Consultez saint Augustin[1], il vous dira que de son temps on ne regardait pas comme illicites les mariages des fidèles avec les infidèles, parce qu’aucun texte de l’Évangile ne les avait condamnés : « Quæ matrimonia cum infidelibus, nostris temporibus, jam non putantur esse peccata ; quoniam in Novo Testamento nihil inde præceptum est, et ideo aut licere creditum est, aut velut dubium derelictum.

Augustin dit de même que ces mariages opèrent souvent la conversion de l’époux infidèle. Il cite l’exemple de son propre père, qui embrassa la religion chrétienne parce que sa femme Monique professait le christianisme. Clotilde, par la conversion de Clovis, et Théodelinde, par celle d’Agiluphe, roi des Lombards, furent plus utiles à l’Église que si elles eussent épousé des princes orthodoxes.

Consultez la déclaration du pape Benoît XIV, du 4 novembre 1741, vous y lirez ces propres mots : « Quod vero spectat ad ea conjugia quæ,... absque forma a Tridentino statuta, contrahuntur a catholicis cum hæreticis, sive catholicus vir hæreticam feminam in matrimonium ducat, sive catholica femina hæretico viro nubat ;... si forte aliquod hujus generis matrimonium. Tridentini forma non servata, ibidem contractum jam sit, aut in posterurm... contrahi contingat, declarat sanctitas sua matrimonium hujus modi, alio non concurrente..... impedimento, validum habendum esse,... sciens..... (conjux catholicus) se istius matrimonii vinculo perpetuo ligatum iri. »

Par quel étonnant contraste les lois françaises sont-elles sur cette matière plus sévères que celles de l’Église ? La première loi qui ait établi ce rigorisme en France est l’édit de Louis XIV, du mois de novembre 1680. Cet édit mérite d’être rapporté :

« Louis, etc.

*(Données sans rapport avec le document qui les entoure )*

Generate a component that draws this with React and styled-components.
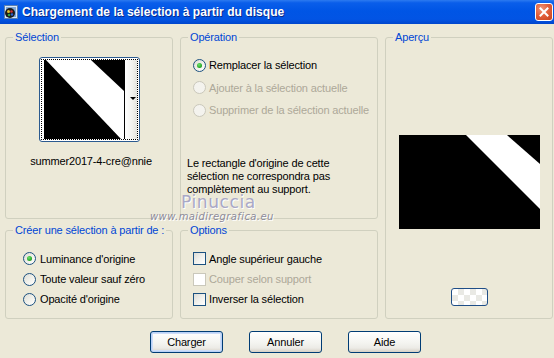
import React from "react";
import styled, { createGlobalStyle, css } from "styled-components";

const Global = createGlobalStyle`
  html, body { margin: 0; padding: 0; background: #ECE9D8; }
  body { font-family: "Liberation Sans", Arial, sans-serif; font-size: 11px; color: #000; letter-spacing: -0.15px; }
  * { box-sizing: border-box; }
`;

const Window = styled.div`
  position: relative;
  width: 554px;
  height: 358px;
  background: #ECE9D8;
  display: flex;
  flex-direction: column;
  overflow: hidden;
`;

const TitleBar = styled.div`
  height: 24px;
  display: flex;
  align-items: center;
  padding: 0 1px 0 3px;
  gap: 3px;
  background: linear-gradient(to bottom, #2C7AF0 0%, #0A5EEA 12%, #0055E5 45%, #0254E4 80%, #0046CC 100%);
`;

const Title = styled.div`
  flex: 1;
  color: #fff;
  font-weight: bold;
  font-size: 12px;
  letter-spacing: 0.05px;
  text-shadow: 1px 1px 0 #0A2A8A;
  white-space: nowrap;
`;

const CloseBtn = styled.div`
  width: 18px;
  height: 18px;
  border: 1px solid #fff;
  border-radius: 3px;
  background: radial-gradient(circle at 35% 30%, #F0957A 0%, #E2603C 45%, #C8411C 100%);
  display: flex;
  align-items: center;
  justify-content: center;
`;

const Content = styled.div`
  display: grid;
  grid-template-columns: 168px 198px 168px;
  grid-template-rows: 188px 95px;
  column-gap: 7px;
  row-gap: 5px;
  padding: 7px 0 0 5px;
`;

const Group = styled.fieldset`
  margin: 0;
  padding: ${(p) => p.$top || 0}px 0 0 0;
  min-width: 0;
  border: 1px solid #D0D0BF;
  border-radius: 3px;
  display: flex;
  flex-direction: column;
  align-items: ${(p) => p.$align || "stretch"};
  ${(p) => p.$span && css`grid-row: 1 / span 2; grid-column: 3;`}
`;

const Legend = styled.legend`
  color: #0046D5;
  padding: 0 2px;
  margin-left: 7px;
  line-height: 13px;
  font-size: 11px;
  white-space: nowrap;
`;

const Thumb = styled.div`
  margin-top: 13px;
  width: 101px;
  height: 85px;
  border: 1px solid #2B5A8F;
  border-radius: 3px;
  background: #fff;
  padding: 1px;
`;

const Focus = styled.div`
  height: 100%;
  border: 1px dotted #000;
  display: flex;
  padding-left: 2px;
`;

const DropStrip = styled.div`
  flex: 1;
  border-left: 1px solid #000;
  background: linear-gradient(to right, #ffffff, #F2F2EE 60%, #E4E4DE);
  display: flex;
  align-items: center;
  justify-content: flex-end;
  padding-right: 1px;
  padding-bottom: 2px;
`;

const Arrow = styled.div`
  width: 0;
  height: 0;
  border-left: 3px solid transparent;
  border-right: 3px solid transparent;
  border-top: 3px solid #000;
`;

const FileName = styled.div`
  margin-top: 13px;
  line-height: 13px;
  text-align: center;
  padding-left: 4px;
`;

const Rows = styled.div`
  display: flex;
  flex-direction: column;
  margin-left: ${(p) => p.$indent || 0}px;
`;

const Row = styled.label`
  height: ${(p) => p.$h || 22}px;
  display: flex;
  align-items: center;
  gap: 3px;
  color: ${(p) => (p.$disabled ? "#ACA899" : "#000")};
  white-space: nowrap;
`;

const Radio = styled.span`
  width: 13px;
  height: 13px;
  border-radius: 50%;
  flex: none;
  border: 1px solid ${(p) => (p.$disabled ? "#CAC8BB" : "#1C5180")};
  background: ${(p) =>
    p.$disabled
      ? "#F4F3EE"
      : "linear-gradient(135deg, #DCDCD5 0%, #F0F0EA 50%, #FFFFFF 100%)"};
  display: flex;
  align-items: center;
  justify-content: center;
  margin-right: ${(p) => p.$gap || 0}px;
  &::after {
    content: "";
    display: ${(p) => (p.$checked ? "block" : "none")};
    width: 5px;
    height: 5px;
    border-radius: 50%;
    background: radial-gradient(circle at 40% 35%, #6CE36C, #21A121 70%, #1A7F1A);
  }
`;

const Check = styled.span`
  width: 13px;
  height: 13px;
  flex: none;
  border: 1px solid ${(p) => (p.$disabled ? "#CAC8BB" : "#1C5180")};
  background: ${(p) =>
    p.$disabled ? "#FFFFFF" : "linear-gradient(135deg, #DCDCD7 0%, #F2F2EE 55%, #FFFFFF 100%)"};
`;

const Note = styled.p`
  margin: 36px 0 0 6px;
  line-height: 13px;
`;

const Preview = styled.div`
  margin-top: 91px;
  width: 141px;
  height: 94px;
  background: #000;
`;

const SmallBtn = styled.div`
  margin-top: 59px;
  width: 37px;
  height: 18px;
  border: 1px solid #1F4E87;
  border-radius: 3px;
  background-color: #fff;
  background-image:
    linear-gradient(45deg, #E9E9E4 25%, transparent 25%, transparent 75%, #E9E9E4 75%),
    linear-gradient(45deg, #E9E9E4 25%, transparent 25%, transparent 75%, #E9E9E4 75%);
  background-size: 12px 12px;
  background-position: 0 0, 6px 6px;
`;

const ButtonBar = styled.div`
  display: flex;
  gap: 26px;
  padding-left: 150px;
  margin-top: 12px;
`;

const Button = styled.button`
  width: 73px;
  height: 22px;
  padding: 0;
  font-family: inherit;
  font-size: 11px;
  letter-spacing: inherit;
  color: #000;
  border: 1px solid #003C74;
  border-radius: 3px;
  background: linear-gradient(to bottom, #FFFFFF 0%, #F4F4F0 55%, #ECEBE6 80%, #D6D0C5 100%);
  ${(p) =>
    p.$default &&
    css`
      box-shadow: inset 0 0 0 1px #B9D1F7, inset 0 0 0 2px #CEDDF8;
    `}
`;

const Watermark = styled.div`
  position: absolute;
  left: 150px;
  top: 193px;
  display: flex;
  flex-direction: column;
  align-items: flex-start;
  pointer-events: none;
`;

const WmName = styled.span`
  margin-left: 31px;
  font-family: "DejaVu Sans", sans-serif;
  font-size: 17px;
  line-height: 18px;
  letter-spacing: 0.6px;
  color: #A9A8C6;
  text-shadow: 1px 1px 0 #fff;
`;

const WmUrl = styled.span`
  font-family: "DejaVu Sans", sans-serif;
  font-size: 10px;
  line-height: 11px;
  font-style: italic;
  letter-spacing: 0.4px;
  color: #8E8C9A;
  text-shadow: 1px 1px 0 #fff;
`;

function AppIcon() {
  return (
    <svg width="16" height="16" viewBox="0 0 16 16">
      <rect x="1.5" y="1.5" width="13" height="13" fill="#DCE8F6" stroke="#5A7FB0" />
      <rect x="3" y="3" width="10" height="10" fill="#7FA8D8" />
      <circle cx="7" cy="9" r="5" fill="#1A1A1A" />
      <circle cx="5.5" cy="7.5" r="1.5" fill="#E0C030" />
      <circle cx="8.5" cy="7.5" r="1.3" fill="#D03030" />
      <circle cx="6" cy="11" r="1.3" fill="#30A040" />
      <circle cx="9" cy="10.5" r="1.2" fill="#3060D0" />
    </svg>
  );
}

function CloseIcon() {
  return (
    <svg width="10" height="10" viewBox="0 0 10 10">
      <path d="M1.5 1.5 L8.5 8.5 M8.5 1.5 L1.5 8.5" stroke="#fff" strokeWidth="2" strokeLinecap="square" />
    </svg>
  );
}

export default function App() {
  return (
    <>
      <Global />
      <Window>
        <TitleBar>
          <AppIcon />
          <Title>Chargement de la sélection à partir du disque</Title>
          <CloseBtn>
            <CloseIcon />
          </CloseBtn>
        </TitleBar>

        <Content>
          <Group $align="center">
            <Legend>Sélection</Legend>
            <Thumb>
              <Focus>
                <svg width="80" height="79" viewBox="0 0 80 79" style={{ display: "block", alignSelf: "center" }}>
                  <rect width="80" height="79" fill="#000" />
                  <polygon points="2,0 47,0 80,31 80,79 77,79" fill="#fff" />
                </svg>
                <DropStrip>
                  <Arrow />
                </DropStrip>
              </Focus>
            </Thumb>
            <FileName>summer2017-4-cre@nnie</FileName>
          </Group>

          <Group $top={10}>
            <Legend>Opération</Legend>
            <Rows $indent={12}>
              <Row $h={22}>
                <Radio $checked />
                Remplacer la sélection
              </Row>
              <Row $h={23} $disabled>
                <Radio $disabled />
                Ajouter à la sélection actuelle
              </Row>
              <Row $h={22} $disabled>
                <Radio $disabled />
                Supprimer de la sélection actuelle
              </Row>
            </Rows>
            <Note>
              Le rectangle d'origine de cette
              <br />
              sélection ne correspondra pas
              <br />
              complètement au support.
            </Note>
          </Group>

          <Group $span $align="center">
            <Legend>Aperçu</Legend>
            <Preview>
              <svg width="141" height="94" viewBox="0 0 141 94" style={{ display: "block" }}>
                <rect width="141" height="94" fill="#000" />
                <polygon points="67,0 108,0 141,29 141,74" fill="#fff" />
              </svg>
            </Preview>
            <SmallBtn />
          </Group>

          <Group $top={11}>
            <Legend>Créer une sélection à partir de :</Legend>
            <Rows $indent={17}>
              <Row $h={21}>
                <Radio $checked $gap={1} />
                Luminance d'origine
              </Row>
              <Row $h={20}>
                <Radio $gap={1} />
                Toute valeur sauf zéro
              </Row>
              <Row $h={20}>
                <Radio $gap={1} />
                Opacité d'origine
              </Row>
            </Rows>
          </Group>

          <Group $top={11}>
            <Legend>Options</Legend>
            <Rows $indent={12}>
              <Row $h={21}>
                <Check />
                Angle supérieur gauche
              </Row>
              <Row $h={20} $disabled>
                <Check $disabled />
                Couper selon support
              </Row>
              <Row $h={20}>
                <Check />
                Inverser la sélection
              </Row>
            </Rows>
          </Group>
        </Content>

        <ButtonBar>
          <Button $default>Charger</Button>
          <Button>Annuler</Button>
          <Button>Aide</Button>
        </ButtonBar>

        <Watermark>
          <WmName>Pinuccia</WmName>
          <WmUrl>www.maidiregrafica.eu</WmUrl>
        </Watermark>
      </Window>
    </>
  );
}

Les canons des conciles ayant condamné les mariages des catholiques avec les hérétiques comme un scandale public et une profanation du sacrement, nous avons estimé d’autant plus nécessaire de les empêcher à l’avenir que nous avons reconnu que la tolérance de ces mariages expose les catholiques à une tentation continuelle de sa perversion, etc. À ces causes, etc., voulons et nous plaît qu’à l’avenir nos sujets de la

  1. Lib. de fide et operib., cap. xix., n. 35. (Note de Voltaire.)